I decided to see for myself.
A part-timer in Paris, I am just across the street from an elementary school. As it turned out, my visit coincided with ‘La Semaine du Gout’ (The Week of Taste). Every year in France, a week is devoted to teaching children about food and how it’s produced. Some years, chefs go to the schools and give cooking and tasting lessons. Last year, the kids visited a chocolate factory. This time, a cow named Marguerite was brought in from Normandy and installed right in the school grounds.
“This is to teach our city youngsters how the milk gets into bottles!” one of the teachers explained. La Semaine du Gout is about more than that, however. The program promotes good eating habits, the development of taste and appreciation of food and of course, the preservation of a very important aspect of French culture.
My American friend, Lee Hubert, who has lived over 30 years in France, added this:
“The French have seen the rise of obesity in the States and now in England. They don’t want to wait 30 years before addressing the problem.
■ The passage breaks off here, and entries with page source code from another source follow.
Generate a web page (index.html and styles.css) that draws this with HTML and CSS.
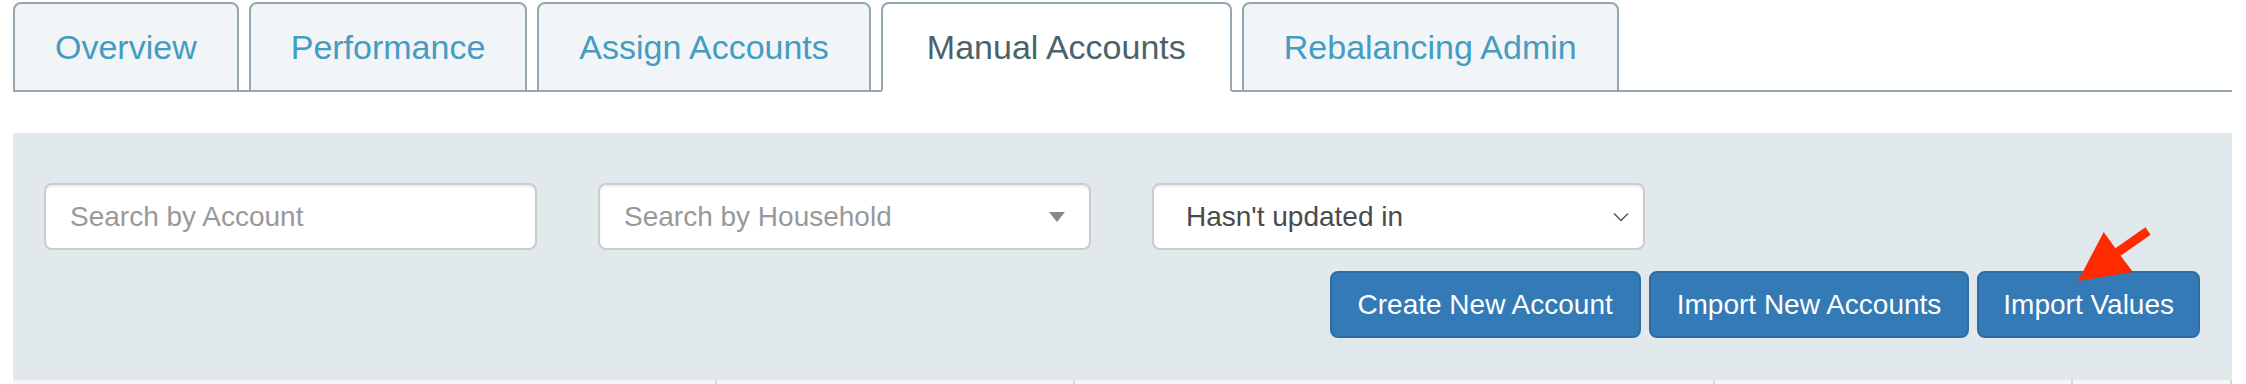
FILE: index.html
```html
<!DOCTYPE html>
<html lang="en">
<head>
    <meta charset="utf-8">
    <title>Manual Accounts</title>
    <link rel="stylesheet" href="styles.css">
</head>
<body>
    <div class="page">
        <ul class="nav-tabs">
            <li class="tab"><a href="#">Overview</a></li>
            <li class="tab"><a href="#">Performance</a></li>
            <li class="tab"><a href="#">Assign Accounts</a></li>
            <li class="tab active"><a href="#">Manual Accounts</a></li>
            <li class="tab"><a href="#">Rebalancing Admin</a></li>
        </ul>

        <div class="filter-panel">
            <div class="filter-row">
                <input class="form-control" type="text" placeholder="Search by Account">
                <div class="form-control select2">
                    <span class="select2-placeholder">Search by Household</span>
                    <span class="select2-arrow"></span>
                </div>
                <div class="form-control native-select">
                    <span>Hasn't updated in</span>
                    <svg class="chevron" width="16" height="10" viewBox="0 0 16 10">
                        <polyline points="1,1.5 8,8.5 15,1.5" fill="none" stroke="#555" stroke-width="1.5"/>
                    </svg>
                </div>
            </div>
            <div class="action-row">
                <button class="btn btn-primary">Create New Account</button>
                <button class="btn btn-primary">Import New Accounts</button>
                <button class="btn btn-primary has-annotation">Import Values
                    <!-- red callout arrow pointing at the button -->
                    <svg class="annotation-arrow" width="90" height="70" viewBox="0 0 90 70">
                        <polygon points="73.4,5.3 78.6,12.7 48.6,33.7 61,50 6,59 31.7,10 43.4,26.3" fill="#ff2a00"/>
                    </svg>
                </button>
            </div>
        </div>

        <div class="table-head">
            <div class="th"></div>
            <div class="th"></div>
            <div class="th"></div>
            <div class="th"></div>
            <div class="th last"></div>
        </div>
    </div>
</body>
</html>
```

FILE: styles.css
```css
body {
    margin: 0;
    font-family: "Liberation Sans", Arial, Helvetica, sans-serif;
    font-size: 28px;
    color: #333333;
    background-color: #ffffff;
}
.page {
    padding: 2px 14px 0 13px;
}

/* tabs */
.nav-tabs {
    display: flex;
    gap: 10px;
    margin: 0;
    padding: 0;
    list-style: none;
    border-bottom: 2px solid #94a7b0;
}
.tab {
    margin-bottom: -2px;
}
.tab a {
    display: block;
    padding: 20px 40px;
    font-size: 34px;
    line-height: 46px;
    color: #459cc2;
    text-decoration: none;
    background-color: #f2f5f7;
    border: 2px solid #94a7b0;
    border-radius: 8px 8px 0 0;
}
.tab.active a {
    padding: 20px 44px;
    color: #4b626b;
    background-color: #ffffff;
    border-bottom-color: #ffffff;
}

/* filter panel */
.filter-panel {
    margin-top: 41px;
    padding: 50px 32px 41px 31px;
    background-color: #e1e9ec;
}
.filter-row {
    display: flex;
    gap: 61px;
}
.form-control {
    box-sizing: border-box;
    width: 493px;
    height: 67px;
    padding: 12px 24px;
    font-family: inherit;
    font-size: 28px;
    color: #555555;
    background-color: #ffffff;
    border: 2px solid #cccccc;
    border-radius: 8px;
    box-shadow: inset 0 2px 2px rgba(0,0,0,0.075);
}
.form-control::placeholder {
    color: #999999;
}
.select2,
.native-select {
    display: flex;
    align-items: center;
    justify-content: space-between;
}
.select2-placeholder {
    color: #999999;
}
.select2-arrow {
    width: 0;
    height: 0;
    border-style: solid;
    border-width: 10px 8px 0 8px;
    border-color: #888888 transparent transparent transparent;
}
.native-select {
    padding: 12px 14px 12px 32px;
    color: #4a4a4a;
}
.chevron {
    display: block;
}

/* buttons */
.action-row {
    display: flex;
    justify-content: flex-end;
    gap: 8px;
    margin-top: 21px;
}
.btn {
    height: 67px;
    padding: 12px 26px;
    font-family: inherit;
    font-size: 28px;
    line-height: 40px;
    color: #ffffff;
    background-color: #337ab7;
    border: 2px solid #2e6da4;
    border-radius: 8px;
    white-space: nowrap;
}
.btn.has-annotation {
    position: relative;
    padding: 12px 24px;
}
.annotation-arrow {
    position: absolute;
    left: 93px;
    top: -51px;
}

/* start of the accounts table */
.table-head {
    display: grid;
    grid-template-columns: 702px 358px 640px 358px 1fr;
    height: 40px;
    background-color: #f5f5f5;
    border-top: 1px solid #ece4e8;
}
.th + .th {
    border-left: 2px solid #d6d6d6;
}
.th.last {
    border-right: 2px solid #d6d6d6;
}
```
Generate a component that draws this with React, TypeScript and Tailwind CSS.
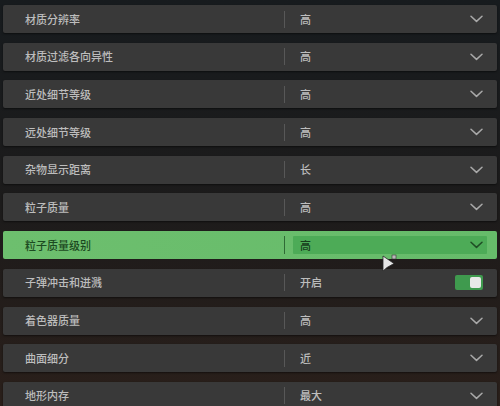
import { type ReactNode } from "react";

type Row = {
  label: string;
  value: string;
  kind?: "select" | "toggle";
  active?: boolean;
};

const rows: Row[] = [
  { label: "材质分辨率", value: "高" },
  { label: "材质过滤各向异性", value: "高" },
  { label: "近处细节等级", value: "高" },
  { label: "远处细节等级", value: "高" },
  { label: "杂物显示距离", value: "长" },
  { label: "粒子质量", value: "高" },
  { label: "粒子质量级别", value: "高", active: true },
  { label: "子弹冲击和迸溅", value: "开启", kind: "toggle" },
  { label: "着色器质量", value: "高" },
  { label: "曲面细分", value: "近" },
  { label: "地形内存", value: "最大" },
];

const font = "font-['Noto_Sans_CJK_SC','Noto_Sans',sans-serif]";

function Chevron({ dark }: { dark?: boolean }) {
  return (
    <svg width="13" height="8" viewBox="0 0 13 8" fill="none">
      <path
        d="M1 1.2 L6.5 6.4 L12 1.2"
        stroke={dark ? "#1f4d25" : "#a9a9a9"}
        strokeWidth="1.5"
        strokeLinecap="round"
        strokeLinejoin="round"
      />
    </svg>
  );
}

function Toggle() {
  return (
    <div className="flex h-[15px] w-[28px] items-center justify-end rounded-[2px] bg-[#3f9a4e] pr-[2px]">
      <div className="h-[11px] w-[11px] rounded-[2px] bg-[#e9e9e9]" />
    </div>
  );
}

function Cursor() {
  return (
    <svg
      className="absolute left-[381px] top-[254px]"
      width="18"
      height="20"
      viewBox="0 0 18 20"
    >
      <rect x="11" y="1" width="4" height="4" fill="#b9b9b9" stroke="#333" strokeWidth="0.6" />
      <path d="M2 2 L2 17 L6 13.5 L13 9.5 Z" fill="#e6e6e6" stroke="#2a2a2a" strokeWidth="0.8" />
    </svg>
  );
}

function SettingRow({ row }: { row: Row }) {
  let right: ReactNode;
  if (row.active) {
    right = (
      <div className="ml-[8px] mr-[10px] flex h-[18px] flex-1 items-center justify-between rounded-[1px] bg-[#4dab57] pl-[7px] pr-[4px]">
        <span className="text-[#173d1c]">{row.value}</span>
        <Chevron dark />
      </div>
    );
  } else {
    right = (
      <div className="flex flex-1 items-center justify-between pl-[15px] pr-[14px]">
        <span className="text-[#bdbdbd]">{row.value}</span>
        {row.kind === "toggle" ? <Toggle /> : <Chevron />}
      </div>
    );
  }

  return (
    <div
      className={
        row.active
          ? "flex h-[28px] shrink-0 items-center rounded-[2px] bg-gradient-to-r from-[#6dbf6e] to-[#66bb6a] text-[11px] leading-none font-medium"
          : "flex h-[28px] shrink-0 items-center rounded-[2px] bg-[#393939] text-[11px] leading-none font-medium shadow-[0_1px_2px_rgba(0,0,0,0.5)]"
      }
    >
      <div className="w-[281px] shrink-0 pl-[22px]">
        <span className={row.active ? "text-[#1c4a21]" : "text-[#bdbdbd]"}>{row.label}</span>
      </div>
      <div className={row.active ? "h-[18px] w-px bg-[#2f6a35]" : "h-[17px] w-px bg-[#585858]"} />
      {right}
    </div>
  );
}

export default function App() {
  return (
    <div
      className={`relative h-[406px] w-[500px] overflow-hidden bg-gradient-to-b from-[#171b1e] via-[#1c1b1b] to-[#2a1f1a] ${font}`}
    >
      <div className="flex flex-col gap-[9.7px] px-[3px] pt-[5px]">
        {rows.map((row) => (
          <SettingRow key={row.label} row={row} />
        ))}
      </div>
      <Cursor />
    </div>
  );
}
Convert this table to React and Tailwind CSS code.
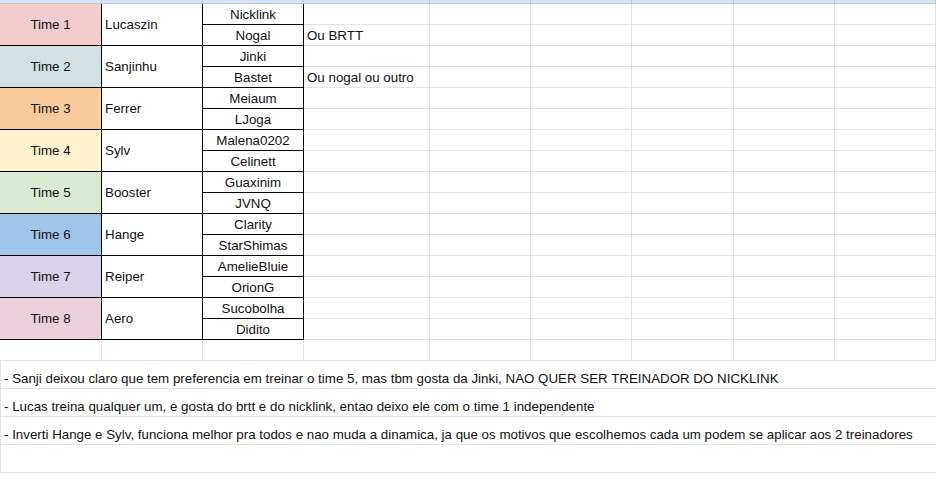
const teams = [
  { name: "Time 1", coach: "Lucaszin", bg: "bg-[#f4cccc]", players: ["Nicklink", "Nogal"], notes: ["", "Ou BRTT"] },
  { name: "Time 2", coach: "Sanjinhu", bg: "bg-[#d0e0e3]", players: ["Jinki", "Bastet"], notes: ["", "Ou nogal ou outro"] },
  { name: "Time 3", coach: "Ferrer", bg: "bg-[#f9cb9c]", players: ["Meiaum", "LJoga"], notes: ["", ""] },
  { name: "Time 4", coach: "Sylv", bg: "bg-[#fff2cc]", players: ["Malena0202", "Celinett"], notes: ["", ""] },
  { name: "Time 5", coach: "Booster", bg: "bg-[#d9ead3]", players: ["Guaxinim", "JVNQ"], notes: ["", ""] },
  { name: "Time 6", coach: "Hange", bg: "bg-[#9fc5e8]", players: ["Clarity", "StarShimas"], notes: ["", ""] },
  { name: "Time 7", coach: "Reiper", bg: "bg-[#d9d2e9]", players: ["AmelieBluie", "OrionG"], notes: ["", ""] },
  { name: "Time 8", coach: "Aero", bg: "bg-[#ead1dc]", players: ["Sucobolha", "Didito"], notes: ["", ""] },
];

const notes = [
  "- Sanji deixou claro que tem preferencia em treinar o time 5, mas tbm gosta da Jinki, NAO QUER SER TREINADOR DO NICKLINK",
  "- Lucas treina qualquer um, e gosta do brtt e do nicklink, entao deixo ele com o time 1 independente",
  "- Inverti Hange e Sylv, funciona melhor pra todos e nao muda a dinamica, ja que os motivos que escolhemos cada um podem se aplicar aos 2 treinadores",
  "",
];

const gray = "border-r border-b border-[#e2e2e2]";
const black = "border-r border-b border-black";
const cols = "grid grid-cols-[102px_101px_101px_126px_101px_101px_102px_101px_101px]";

function EmptyCells({ n }) {
  return Array.from({ length: n }).map((_, i) => <div key={i} className={gray} />);
}

export default function App() {
  return (
    <div
      className="w-[936px] h-[480px] overflow-hidden bg-white text-[13.333px] leading-[16px] text-[#111]"
      style={{ fontFamily: '"Liberation Sans", Arial, sans-serif' }}
    >
      {/* column header strip */}
      <div className={`${cols} h-[4px] bg-[#d3e3fd] border-b border-[#c4c7c5]`}>
        {Array.from({ length: 9 }).map((_, i) => (
          <div key={i} className="border-r border-[#c4c7c5]" />
        ))}
      </div>

      <div className={`${cols} auto-rows-[21px]`}>
        {teams.map((t) => [
          <div key={t.name + "a"} className={`row-span-2 ${black} ${t.bg} flex items-center justify-center`}>
            {t.name}
          </div>,
          <div key={t.name + "b"} className={`row-span-2 ${black} flex items-center pl-[3px]`}>
            {t.coach}
          </div>,
          ...t.players.map((p, i) => [
            <div key={p} className={`${black} flex items-end justify-center pb-[1px]`}>
              {p}
            </div>,
            <div key={p + "d"} className={`${gray} flex items-end pl-[3px] pb-[1px] whitespace-nowrap`}>
              {t.notes[i]}
            </div>,
            <EmptyCells key={p + "e"} n={5} />,
          ]),
        ])}
        <EmptyCells n={9} />
      </div>

      {notes.map((n, i) => (
        <div
          key={i}
          className="h-[28px] border-l border-b border-[#e2e2e2] flex items-end pl-[3px] pb-[1px] whitespace-nowrap"
        >
          {n}
        </div>
      ))}
    </div>
  );
}
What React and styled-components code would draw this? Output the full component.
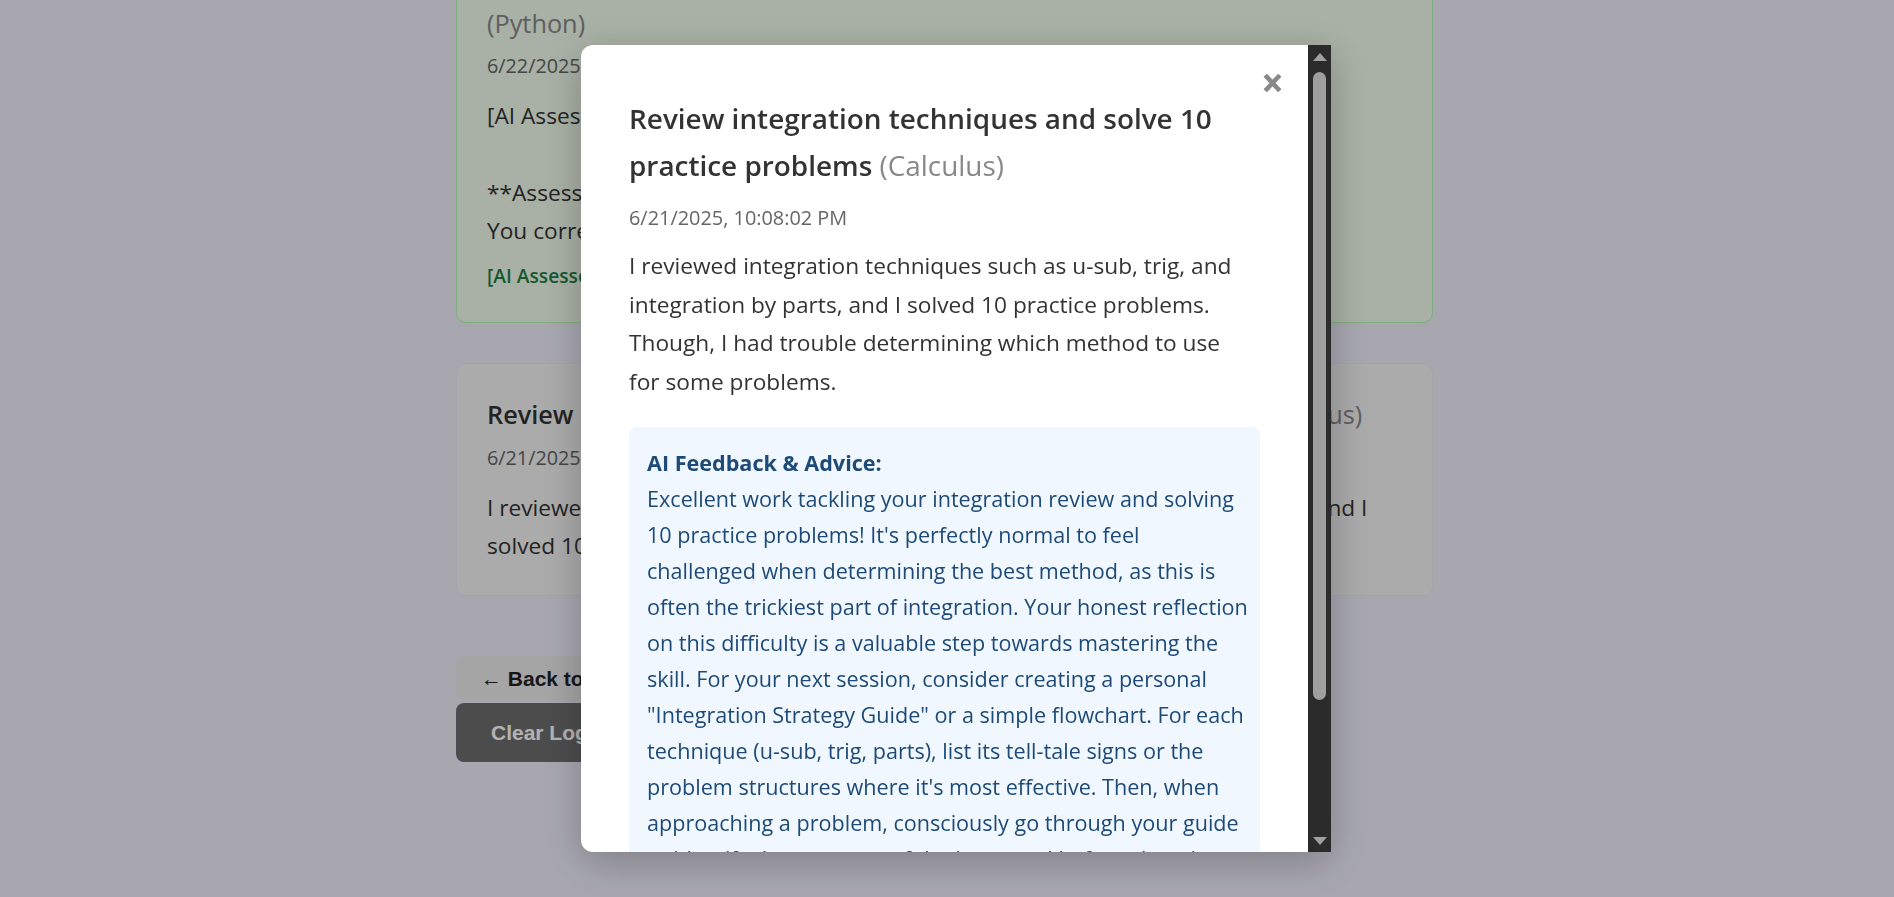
import React from 'react';
import styled, { createGlobalStyle } from 'styled-components';

const logs = [
  {
    id: 1,
    task: 'Build a to-do list CLI app using classes, file I/O, and proper error handling',
    subject: 'Python',
    date: '6/22/2025, 9:14:37 AM',
    text: '[AI Assessed: 8/10]\n\n**Assessment:** Solid work.\nYou correctly used classes.',
    assessed: true,
  },
  {
    id: 2,
    task: 'Review integration techniques and solve 10 practice problems',
    subject: 'Calculus',
    date: '6/21/2025, 10:08:02 PM',
    text: 'I reviewed integration techniques such as u-sub, trig, and integration by parts, and I solved 10 practice problems. Though, I had trouble determinin...',
    assessed: false,
  },
];

const feedback =
  'Excellent work tackling your integration review and solving 10 practice problems! It\'s perfectly normal to feel challenged when determining the best method, as this is often the trickiest part of integration. Your honest reflection on this difficulty is a valuable step towards mastering the skill. For your next session, consider creating a personal "Integration Strategy Guide" or a simple flowchart. For each technique (u-sub, trig, parts), list its tell-tale signs or the problem structures where it\'s most effective. Then, when approaching a problem, consciously go through your guide to identify the structure of the integrand before choosing a method. This deliberate practice will build your intuition and make technique selection feel natural. Keep it up!';

const App = () => {
  return (
    <>
      <GlobalStyle />
      <Page>
        <Container>
          {logs.map((log) => (
            <LogCard key={log.id} $assessed={log.assessed}>
              <CardTitle>
                {log.task} <Subject>({log.subject})</Subject>
              </CardTitle>
              <CardDate>{log.date}</CardDate>
              <CardText>{log.text}</CardText>
              {log.assessed ? <AssessedNote>[AI Assessed ✓]</AssessedNote> : null}
            </LogCard>
          ))}
          <ButtonColumn>
            <BackButton>← Back to Dashboard</BackButton>
            <ClearButton>Clear Log History</ClearButton>
          </ButtonColumn>
        </Container>
      </Page>

      <Overlay>
        <Modal>
          <ModalBody>
            <CloseButton title="Close">
              <svg width="19" height="20" viewBox="0 0 19 20">
                <path d="M2.2 2.2 L16.8 17.8 M16.8 2.2 L2.2 17.8" stroke="#888" strokeWidth="4.6" />
              </svg>
            </CloseButton>
            <ModalTitle>
              Review integration techniques and solve 10 practice problems{' '}
              <Subject>(Calculus)</Subject>
            </ModalTitle>
            <ModalDate>6/21/2025, 10:08:02 PM</ModalDate>
            <ModalText>
              I reviewed integration techniques such as u-sub, trig, and integration by parts,
              and I solved 10 practice problems. Though, I had trouble determining which method
              to use for some problems.
            </ModalText>
            <FeedbackBox>
              <FeedbackHeading>AI Feedback &amp; Advice:</FeedbackHeading>
              {feedback}
            </FeedbackBox>
          </ModalBody>
          <ScrollRail>
            <ScrollArrow $dir="up" />
            <ScrollTrack>
              <ScrollThumb $size={83} />
            </ScrollTrack>
            <ScrollArrow $dir="down" />
          </ScrollRail>
        </Modal>
      </Overlay>
    </>
  );
};

export default App;

const GlobalStyle = createGlobalStyle`
  html, body {
    margin: 0;
    padding: 0;
  }

  body {
    background-color: #f1f0fd;
    font-family: 'Open Sans', 'Noto Sans', sans-serif;
    color: #333;
    overflow: hidden;
  }

  * {
    box-sizing: border-box;
  }
`;

const Page = styled.div`
  height: 100vh;
  overflow: hidden;
  padding-right: 5px;
`;

const Container = styled.main`
  display: flex;
  flex-direction: column;
  width: 977px;
  margin: -70px auto 0;
`;

const LogCard = styled.article`
  margin-bottom: 40px;
  padding: 30px;
  background-color: ${(props) => (props.$assessed ? '#f2fced' : '#f5f5f5')};
  border: ${(props) => (props.$assessed ? '1.5px solid #b4f8b4' : '1px solid #ececec')};
  border-radius: 10px;
`;

const CardTitle = styled.h3`
  margin: 0 0 6px;
  font-size: 25.3px;
  font-weight: 600;
  line-height: 41.6px;
  color: #333;
`;

const Subject = styled.span`
  font-weight: 400;
  color: #888;
`;

const CardDate = styled.p`
  margin: 0 0 14px;
  font-size: 19.8px;
  line-height: 32.6px;
  color: #666;
`;

const CardText = styled.p`
  margin: 0;
  font-size: 22.7px;
  line-height: 38.4px;
  white-space: pre-wrap;
  color: #333;
`;

const AssessedNote = styled.p`
  margin: 10px 0 0;
  font-size: 19.2px;
  font-weight: 600;
  line-height: 32px;
  color: #1e7e45;
`;

const ButtonColumn = styled.div`
  display: flex;
  flex-direction: column;
  align-items: flex-start;
  gap: 2px;
  margin-top: 20px;
`;

const BackButton = styled.button`
  height: 45px;
  padding: 0 25px;
  font-family: 'Liberation Sans', Arial, sans-serif;
  font-size: 21px;
  font-weight: bold;
  color: #222;
  background-color: #ececec;
  border: none;
  border-radius: 8px;
`;

const ClearButton = styled(BackButton)`
  height: 59px;
  padding: 0 35px;
  color: #fff;
  background-color: #6e6e6e;
`;

const Overlay = styled.div`
  position: fixed;
  inset: 0;
  display: flex;
  align-items: center;
  justify-content: center;
  padding-left: 18px;
  background-color: rgba(0, 0, 0, 0.3);
`;

const Modal = styled.div`
  display: flex;
  width: 750px;
  max-height: 90vh;
  overflow: hidden;
  background-color: white;
  border-radius: 12px 0 0 12px;
  box-shadow: 0 10px 40px rgba(0, 0, 0, 0.25);
`;

const ModalBody = styled.div`
  position: relative;
  flex: 1;
  min-width: 0;
  overflow-y: auto;
  scrollbar-width: none;
  padding: 50px 48px 48px;
`;

const ScrollRail = styled.div`
  display: flex;
  flex-direction: column;
  flex: 0 0 23px;
  background-color: #2b2b2b;
`;

const ScrollArrow = styled.div`
  display: flex;
  align-items: center;
  justify-content: center;
  height: 24px;
  padding-top: ${(props) => (props.$dir === 'up' ? '0' : '1px')};

  &::before {
    content: '';
    width: 0;
    height: 0;
    border-left: 7.5px solid transparent;
    border-right: 7.5px solid transparent;
    ${(props) =>
      props.$dir === 'up'
        ? 'border-bottom: 8px solid #a0a0a0;'
        : 'border-top: 8px solid #a0a0a0;'}
  }
`;

const ScrollTrack = styled.div`
  flex: 1;
  padding: 3px 5px 0;
`;

const ScrollThumb = styled.div`
  height: ${(props) => props.$size}%;
  background-color: #9f9f9f;
  border-radius: 7px;
`;

const CloseButton = styled.button`
  position: absolute;
  top: 28px;
  right: 26px;
  display: flex;
  padding: 0;
  background: none;
  border: none;
  cursor: pointer;
`;

const ModalTitle = styled.h2`
  margin: 0 0 13px;
  font-size: 27.9px;
  font-weight: 600;
  line-height: 47px;
  color: #333;
`;

const ModalDate = styled.p`
  margin: 0 0 13px;
  font-size: 19.9px;
  line-height: 32px;
  color: #666;
`;

const ModalText = styled.p`
  max-width: 610px;
  margin: 0 0 25px;
  font-size: 22.7px;
  line-height: 38.7px;
  color: #333;
`;

const FeedbackBox = styled.div`
  padding: 18px 12px 18px 18px;
  font-size: 21.6px;
  line-height: 36px;
  color: #1e4a77;
  background-color: #f0f7ff;
  border-radius: 8px;
`;

const FeedbackHeading = styled.strong`
  display: block;
  font-weight: 700;
`;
Fast food and processed food is popular in France so it’s a real concern.”
The diverting sight of Marguerite peacefully chewing her cud temporarily stalled my plan to see what French kids eat for lunch. But it was easy enough to find out: the weekly menu is posted online and at the school door. No surprise: dairy products were in the spotlight. The children sampled French cheese, yogurt, milk and custard. For each day’s menu, the specific food group (dairy, meats, raw and cooked vegetables, cereals, beans, and sugared products) is printed in a particular color, making it easy to see how the meal is balanced. Each lunch has a starter, main dish and dessert.
My favorite was Friday’s meal:
- Hearts of Palm
- Cod in Lemon Sauce with Steamed Parsley Potatoes
- Yogurt with a ‘fruit of the season’
Sounds healthy to me! But back at home…
“The reason we don’t cook is because we don’t need to.” was the honest and realistic assessment I got from a young adult friend a few years back. And it’s hard to argue that we need to cook in a country where prepared food whether it’s for babies, children, adults, dieters, or the elderly is cheap and available. An intelligent, attentive young mother told me recently that organic processed baby foods were ‘better’ for babies than home prepared food. Really?
The flip side of not cooking for ourselves is that we’re bombarded with alarming news about processed and prepared foods. We have marvelous resources: bountiful food supplies and tremendous choice for modest cost. Feeding ourselves and feeding our young is basic, healthy, sensible…
And fun! Well, not always fun but worth the effort? Definitely!